The weather played its part, too. The cold and the wind made for tough, hardy racing, while rain made the so-called ‘Plugstreets’ dirt roads into wet mud baths that were almost impossible to negotiate.
It might be October rather than the spring, and the cancellation of Paris-Roubaix may make it a truncated affair, but this brief season of cobbled Classics will be worth the wait if it continues in this manner — with next weekend’s Tour of Flanders likely to be the highlight.
Mads Pedersen rides like a world champion
Mads Pedersen (Trek-Segafredo) was supposed to ride the Classics last spring resplendent in the rainbow jersey. The cobbles are where he really excels, and he must have been looking forward to showing what he could do as world champion having won the rainy road race in Yorkshire last year.
However, the rejigged season means that the majority of the cobbled classics are only taking place now, in October, since when Pedersen has had to hand over the jersey to the new champion, Julian Alaphilippe (Deceuninck-Quick-Step).
Today showed just how much he would have honoured the rainbow jersey in the Classics were he given the chance.
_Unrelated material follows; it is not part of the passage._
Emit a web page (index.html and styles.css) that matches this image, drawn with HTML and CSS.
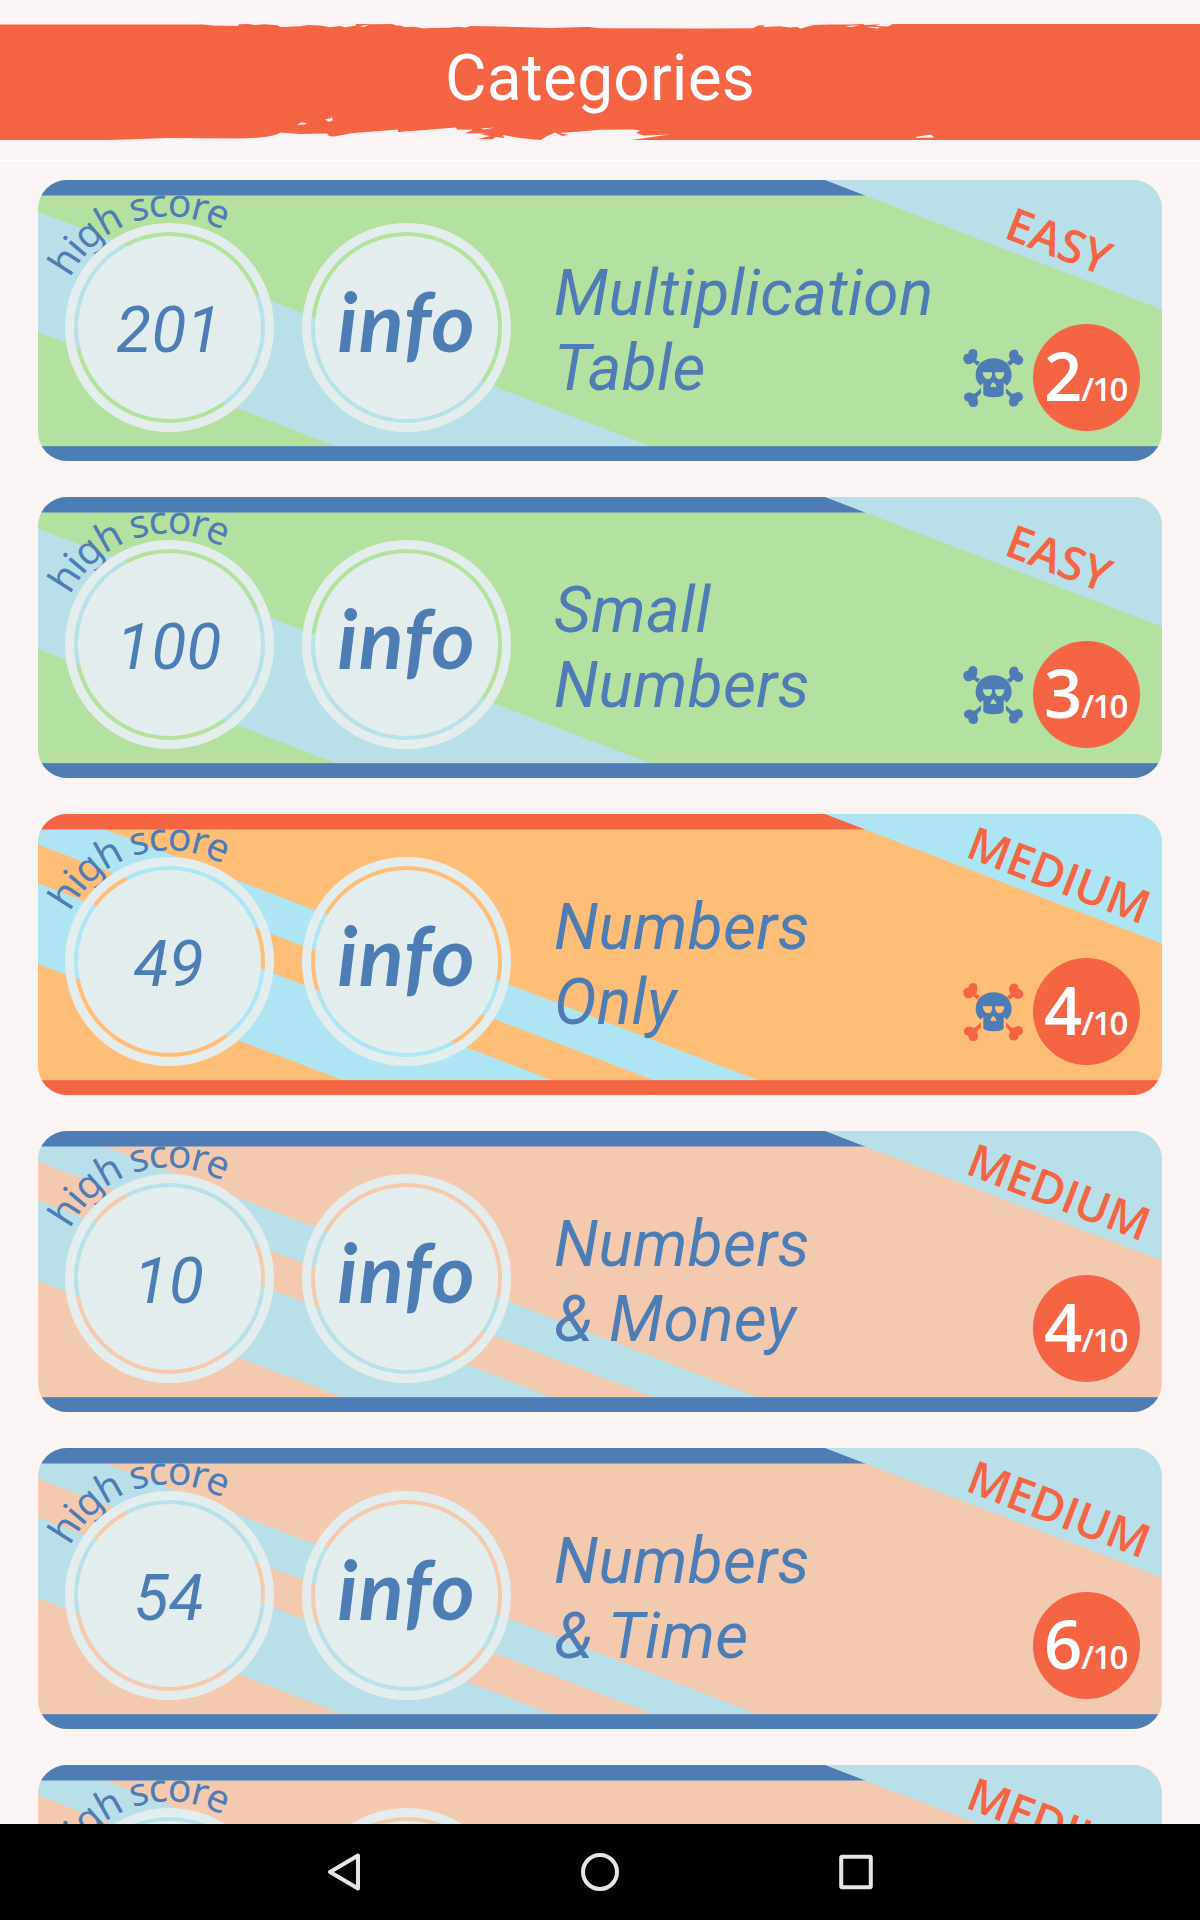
FILE: index.html
```
<!DOCTYPE html>
<html lang="en">
<head>
    <meta charset="UTF-8">
    <meta name="viewport" content="width=device-width, initial-scale=1.0">
    <title>Categories</title>
    <link rel="stylesheet" href="styles.css">
</head>
<body>
    <!-- shared shapes -->
    <svg class="defs" width="0" height="0">
        <defs>
            <path id="scoreArc" d="M32.2 98.2A110.5 110.5 0 0 1 209.6 68.9" fill="none"/>
            <symbol id="base" viewBox="0 0 1124 281">
                <path class="bar" d="M0 0H788L828 15.4H0Z"/>
                <rect class="bar" y="266.2" width="1124" height="14.8"/>
                <path class="stripe" d="M787 0H1124V129.5Z"/>
                <text class="arc-text"><textPath href="#scoreArc" textLength="179">high score</textPath></text>
            </symbol>
            <symbol id="easy" viewBox="0 0 1124 281">
                <path class="stripe" d="M0 31.5L612 266.2H298L0 152Z"/>
                <use href="#base" width="1124" height="281"/>
                <text class="level" transform="translate(964.5 57.3) rotate(21)" textLength="108">EASY</text>
            </symbol>
            <symbol id="medium" viewBox="0 0 1124 281">
                <path class="stripe" d="M0 -10.2L720 266.2H616L0 30.5Z"/>
                <path class="stripe" d="M0 69.3L514 266.2H305L0 150Z"/>
                <use href="#base" width="1124" height="281"/>
                <text class="level" transform="translate(926 42.3) rotate(21)" textLength="191">MEDIUM</text>
            </symbol>
            <symbol id="skull" viewBox="35 50 190 185">
                <g class="bones">
                    <path d="M81 106L89 96L83 91Q78 94 78 88Q84 76 80 62Q72 52 60 58Q53 62 54 70Q43 69 39 80Q38 94 47 100Q58 105 67 97Q72 95 75 101Z"/>
                    <path d="M179 106L170 97L176 91Q180 92 180 87Q173 76 179 64Q188 54 200 60Q205 65 205 73Q217 76 219 88Q218 101 206 104Q196 103 191 97Q187 98 185 102Z"/>
                    <path d="M92 174V189L81 200Q80 203 82 208Q86 219 79 227Q68 234 58 226Q54 221 54 214Q43 213 41 203Q40 191 52 187Q61 185 68 190Q72 191 76 188Z"/>
                    <path d="M167 174V189L178 199Q180 202 177 208Q173 218 181 226Q191 232 201 225Q205 221 205 214Q218 211 218 200Q217 187 204 185Q196 187 190 190Q186 191 182 188Z"/>
                </g>
                <path class="head" fill-rule="evenodd" d="M91 166C78 155 76 142 76 135C76 104 99 84 130 84C161 84 184 104 184 135C184 142 182 155 169 166Q166 165 163 159Q159 158 160 164V192Q157 201 130 201Q103 201 99 192V164Q100 158 97 159Q94 162 91 166ZM97 126H125Q127 146 113 147Q100 147 97 126ZM134 126H162Q161 147 147 147Q134 147 134 126ZM129 155Q134 159 139 169L133 171L130 168L127 171L120 169Q123 159 129 155Z"/>
            </symbol>
        </defs>
    </svg>

    <header class="header">
        <svg class="brush" viewBox="0 0 1200 180">
            <path d="M0 24.5H203L213 25.5L238 26L239 24.3L248 24L255 25L265 24.2L277 25.3L281 27L300 26.3L308 25L320 25.4L330 27.2L340 26L345 27.3L356 25.5V24L375 24.3L392 24L396 25.6L404 26L402 27L414 26.8L424 28.5L432 28L450 27.8L458 26.8L465 27.5L471 26L500 26.5L550 28L588 27L600 28.3L700 28.6L753 28.2L758 25.5L765 25.3L763 27L780 26.3L790 27.5L797 27L801 28.8L806 27L814 25L830 24.4L850 24.6L863 24L865 25L880 24.3L875 26L888 26.6L892 24.2L899 24H1200V140H666L632 140L655 136.5L670 134.5L644 135.5L636 133L640 130.5L633 129.5L600 129.8L580 131.5L559 133L568 135L562 136L555 132.5L547 136L541 140L520 138L503 135L504 138L496 137L492 139.3L478 139L490 136L480 134L488 133.3L465 133.5L473 129.8L457 129.5L456 127.5L425 130L398 132V129.5L380 131L353 133L334 136.5L329 136L327 133.5L300 134L281 132.5Q270 138.5 235 138.5L170 138L108 140H0Z"/>
            <path class="fleck" d="M297 125L301 122.5L307 123L305 124.5Z M325 119.5L331 118V116L333 120L329 122Z M481 128.5L495 127.5L484 129.5Z M915 137L931 134.5L934 137.5L917 138Z M359 26L369 25L364 27Z M845 26L860 25.3L851 27Z M866 26.8L881 27L877 28.8Z"/>
        </svg>
        <h1>Categories</h1>
    </header>

    <main class="list">
        <section class="card green">
            <svg class="art"><use href="#easy"/></svg>
            <div class="ring"><div class="disc score">201</div></div>
            <div class="ring"><div class="disc info">info</div></div>
            <h2>Multiplication<br>Table</h2>
            <div class="rating">
                <svg class="skull"><use href="#skull"/></svg>
                <div class="badge"><b>2</b><span>/10</span></div>
            </div>
        </section>

        <section class="card green">
            <svg class="art"><use href="#easy"/></svg>
            <div class="ring"><div class="disc score">100</div></div>
            <div class="ring"><div class="disc info">info</div></div>
            <h2>Small<br>Numbers</h2>
            <div class="rating">
                <svg class="skull"><use href="#skull"/></svg>
                <div class="badge"><b>3</b><span>/10</span></div>
            </div>
        </section>

        <section class="card orange">
            <svg class="art"><use href="#medium"/></svg>
            <div class="ring"><div class="disc score">49</div></div>
            <div class="ring"><div class="disc info">info</div></div>
            <h2>Numbers<br>Only</h2>
            <div class="rating">
                <svg class="skull"><use href="#skull"/></svg>
                <div class="badge"><b>4</b><span>/10</span></div>
            </div>
        </section>

        <section class="card peach">
            <svg class="art"><use href="#medium"/></svg>
            <div class="ring"><div class="disc score">10</div></div>
            <div class="ring"><div class="disc info">info</div></div>
            <h2>Numbers<br>&amp; Money</h2>
            <div class="rating">
                <div class="badge"><b>4</b><span>/10</span></div>
            </div>
        </section>

        <section class="card peach">
            <svg class="art"><use href="#medium"/></svg>
            <div class="ring"><div class="disc score">54</div></div>
            <div class="ring"><div class="disc info">info</div></div>
            <h2>Numbers<br>&amp; Time</h2>
            <div class="rating">
                <div class="badge"><b>6</b><span>/10</span></div>
            </div>
        </section>

        <section class="card peach">
            <svg class="art"><use href="#medium"/></svg>
            <div class="ring"><div class="disc"></div></div>
            <div class="ring"><div class="disc"></div></div>
        </section>
    </main>

    <nav class="navbar">
        <svg viewBox="0 0 40 40"><path d="M34 3.5V36.5L6 20Z"/></svg>
        <svg viewBox="0 0 40 40"><circle cx="20" cy="20" r="17"/></svg>
        <svg viewBox="0 0 40 40"><rect x="5.2" y="4.8" width="29.6" height="30.4" rx="1"/></svg>
    </nav>
</body>
</html>
```
FILE: styles.css
```
* {
    box-sizing: border-box;
}
body {
    margin: 0;
    height: 1920px;
    overflow: hidden;
    display: flex;
    flex-direction: column;
    background-color: #faf4f4;
    color: #4d7db5;
    font-family: Roboto, sans-serif;
}
.defs {
    position: absolute;
}
.header {
    position: relative;
    flex: none;
    height: 162px;
    border-bottom: 2px solid white;
}
.brush {
    position: absolute;
    top: 0;
    left: 0;
    width: 1200px;
    height: 180px;
    fill: #f56443;
}
.fleck {
    fill: #faf4f4;
}
h1 {
    position: relative;
    margin: 0;
    padding-top: 41px;
    color: white;
    font-size: 64px;
    font-weight: 400;
    letter-spacing: 0.2px;
    line-height: 75px;
    text-align: center;
}
.list {
    flex: 1;
    min-height: 0;
    overflow: hidden;
    display: flex;
    flex-direction: column;
    gap: 36px;
    padding: 18px 38px 0;
}
.card {
    position: relative;
    flex: none;
    height: 281px;
    display: flex;
    align-items: flex-start;
    padding: 42.5px 22px 0 27px;
    border-radius: 29px;
    overflow: hidden;
    --bar: #4d7db5;
    --stripe: #b9dfe8;
    --bones: #4d7db5;
}
.green {
    background-color: #b4e19f;
}
.orange {
    background-color: #ffbe78;
    --bar: #f56443;
    --stripe: #aee5f2;
    --bones: #f56443;
}
.peach {
    background-color: #f3cab0;
}
.art {
    position: absolute;
    top: 0;
    left: 0;
    width: 1124px;
    height: 281px;
}
.bar {
    fill: var(--bar);
}
.stripe {
    fill: var(--stripe);
}
.arc-text {
    fill: #4d7db5;
    font-family: "Noto Sans", sans-serif;
    font-size: 39px;
}
.level {
    fill: #f56443;
    font-family: "Open Sans", sans-serif;
    font-size: 46px;
    font-weight: 600;
}
.ring {
    position: relative;
    flex: none;
    width: 209px;
    height: 209px;
    margin-right: 28px;
    padding: 4px;
    border: 9px solid #e4eded;
    border-radius: 50%;
}
.disc {
    height: 100%;
    border-radius: 50%;
    background-color: #e4eded;
    font-style: italic;
    text-align: center;
}
.score {
    padding: 57px 1px 0 0;
    font-size: 64px;
    letter-spacing: 0.3px;
    line-height: 75px;
}
.info {
    padding-top: 36px;
    font-family: Lato, sans-serif;
    font-size: 83px;
    font-weight: 700;
    letter-spacing: 1px;
    line-height: 96px;
}
h2 {
    position: relative;
    margin: 33.5px 0 0 15px;
    font-size: 64px;
    font-style: italic;
    font-weight: 400;
    letter-spacing: 0.3px;
    line-height: 75px;
}
.rating {
    position: relative;
    display: flex;
    align-items: center;
    gap: 8px;
    margin: 101.5px 0 0 auto;
}
.skull {
    width: 63.3px;
    height: 61.7px;
}
.bones {
    fill: var(--bones);
}
.head {
    fill: #4d7db5;
}
.badge {
    display: flex;
    align-items: baseline;
    width: 107px;
    height: 107px;
    padding: 6px 0 0 11px;
    border-radius: 50%;
    background-color: #f56443;
    color: white;
    font-family: "Open Sans", sans-serif;
    font-weight: 600;
}
.badge b {
    font-size: 67px;
    font-weight: 600;
    letter-spacing: -1px;
    line-height: 90px;
}
.badge span {
    font-size: 33px;
    letter-spacing: -1.8px;
}
.navbar {
    flex: none;
    height: 96px;
    display: flex;
    align-items: center;
    justify-content: center;
    gap: 216px;
    background-color: black;
}
.navbar svg {
    width: 40px;
    height: 40px;
    fill: none;
    stroke: #e6e6e6;
    stroke-width: 4;
    stroke-linejoin: round;
}
```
He rode well early on, and got himself into a strong lead group with 60km still to ride, and, in the final kilometres, was alert to the danger when the other favourites looked at each other as the trio of Florian Sénéchal (Deceuninck-Quick-Step), Matteo Trentin (CCC) and Alberto Bettiol (EF Pro Cycling).
He made a significant effort to bridge up to them on his own, but still had enough left in the tank to beat them all in the sprint. It was a fine display of the mixture of strength, tactical smarts, resistance to inclement weather and quick sprint that makes Pedersen such a quality rider for the classics.
Van der Poel and Van Aert cancel each other out
The men’s race was billed as the first major battle between Wout van Aert (Jumbo-Visma) and Mathieu van der Poel (Alpecin-Fenix), and the two didn’t disappoint — even if they only managed to finish eighth and ninth respectively.
For much of the race, they looked like the strongest riders. Van der Poel exploded the peloton into pieces with accelerations during the crucial flurry of cobbled climbs and plugstreet dirt roads that come before the lengthy flat run-in to the finish, and the two rode side-by-side up the final ascent of Kemmelberg, apparently inseparable.
Indeed, they continued to be evenly-matched in the race’s finale, which proved to be detrimental to both their chances. Aware that the other was their main rival for victory, they effectively cancelled each other out, with Van der Poel using up all his energy to neutralise Van Aert’s attack, and neither subsequently managing to follow the decisive race-winning move.
“There was one rider who didn’t want to win and was only looking at me,” said a frustrated Van Aert at the end. “Yes, it was Mathieu van der Poel. Apparently he would rather I lost than he won himself.”
There evidently remains some needle in their rivalry, which sets next week’s Tour of Flanders up fascinatingly.
Jolien D’hoore back to winning ways
It’s been a while since we last saw the best of Jolien D’hoore. Since lockdown she’s abandoned the Giro Rosa and finished outside of time limit at La Course, while she’s been without a victory at elite level win in Oxfordshire at last year’s Women’s Tour.
Today, however, she was back to her very best, and reminded everyone of just what a formidable opponent she is when on-form.
It wasn’t just her sprint, which she timed perfectly to defeat Lotte Kopecky (Lotto-Soudal), that impressed. It was the fact that she managed to make it into the lead group, despite the severity of the climbing the riders had to contest with, was a real show of strength, especially as other sprint specialists such as Lorena Wiebes (Sunweb) were left adrift.
This is D’hoore’s first win at Ghent-Wevelgem of her career, having previously finished second in both 2018 and 2017, and on this form she looks a very good shout for the Tour of Flanders too.
Numerical advantages don’t quite translate into victory
Both the men’s and women’s races of Ghent-Wevelgem demonstrated how individual ability can trump team strength, even in the complex tactical circumstances of the spring Classics.
As they so often do, Deceuninck-Quick-Step boasted the most numbers in the finale of the men’s race, with Florian Sénéchal, Yves Lampaert and Kasper Asgreen all part of the chasing group that caught the leading group on the final climb of the Kemmelberg.
Usually the team manage to win from such circumstances, and they employed their familiar tactics of firing riders off the front alternatively. But this time they came up just short, as Senechal couldn’t quite beat Pedersen in the sprint, having to settle for second-place instead.
In the women’s race, Trek-Segafredo also placed three riders in the lead group, but ultimately came nowhere near victory. Ellen van Dijk and Elisa Longo Borghini both made attacks to no avail, while Lizzie Deignan lacked the legs in the sprint, only managing eighth.
Having successfully achieved their target of dropping most of the main sprinters on the climbs, and then helping ensure they didn’t come back in the flat run-in to the finish, they’ll be disappointed at not being able to finish off the job, and continue their current hot winning streak.